When McDonald’s breaks the law, it puts companies that follow the rules at a disadvantage. Workers and the economy lose. That is why my two organizations, Nova Central and Contratuh, joined six other labor organizations in Brazil to file a lawsuit charging McDonald’s with mistreating workers and putting law-abiding businesses at a disadvantage through its anti-competitive behavior known as social dumping. The protesters are asking the courts to prevent McDonald’s from opening more outlets unless it follows Brazilian laws, starts paying the minimum wage, stops employing underage workers and stops flouting overtime rules.
Sadly, Brazilian workers are not alone. With 1.9 million employees in 119 countries, McDonald’s employment practices hurt millions of workers around the world. The company is a leader in the development of a low-wage and precarious employment model, which include wage theft, child labor, low wages, no guaranteed hours, erratic and abusive schedules, discrimination, union busting and dangerous conditions.
From the United Kingdom, where workers get no guaranteed hours, to the United States, where workers are routinely burned, and Brazil, where wages for many hover just above $1 an hour, McDonald’s is driving down standards for workers. Its practices also burden taxpayers. For example, low wages at McDonald’s force its U.S. employees to rely on $1.2 billion a year in public assistance. Last month the European Union’s directorate of competition launched a preliminary investigation into McDonald’s alleged avoidance of more than 1 billion euros in taxes by routing royalty payments through a small subsidiary in Luxembourg.
It doesn’t have to be this way. Nova Central and Contratuh launched the Sem Direitos Não é Legal movement earlier this year in partnership with the U.S.-based Service Employees International Union. And around the world, workers are coming together to reaffirm that McDonald’s treatment of its workers is not acceptable. The movement for higher pay and better treatment, which started in the United States in 2012, has spread to 40 countries on six continents.
In addition to strikes in 230 U.S. cities, there were protests in Brazil, Scotland and Belgium on Wednesday. Workers went on strike in Italy and New Zealand and protested in France. They demonstrated in 30 prefectures in Japan and four cities in Germany.
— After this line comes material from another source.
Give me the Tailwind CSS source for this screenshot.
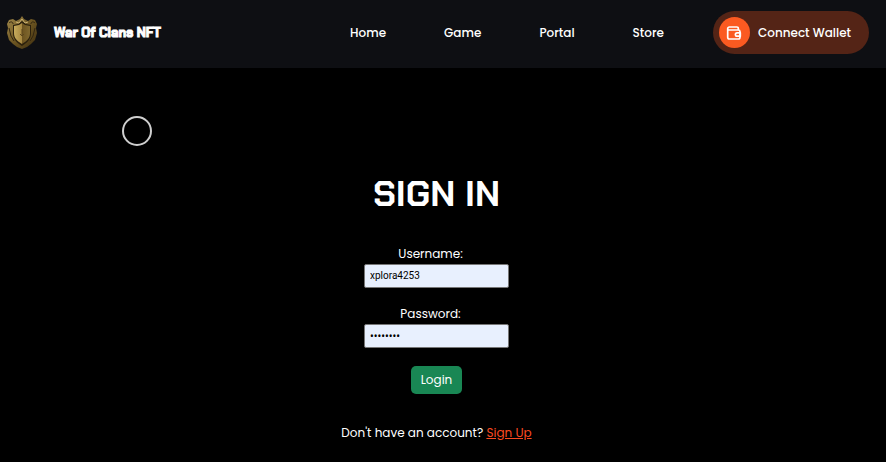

Workers are calling on McDonald’s to end zero-hour contracts (in which workers receive no guaranteed hours), pay its employees fair wages and abide by local laws everywhere it operates.
McDonald’s has an opportunity — as well as a responsibility — to create quality jobs that pay living wages. Workers and union leaders have a responsibility to continue protesting until the company starts treating workers fairly.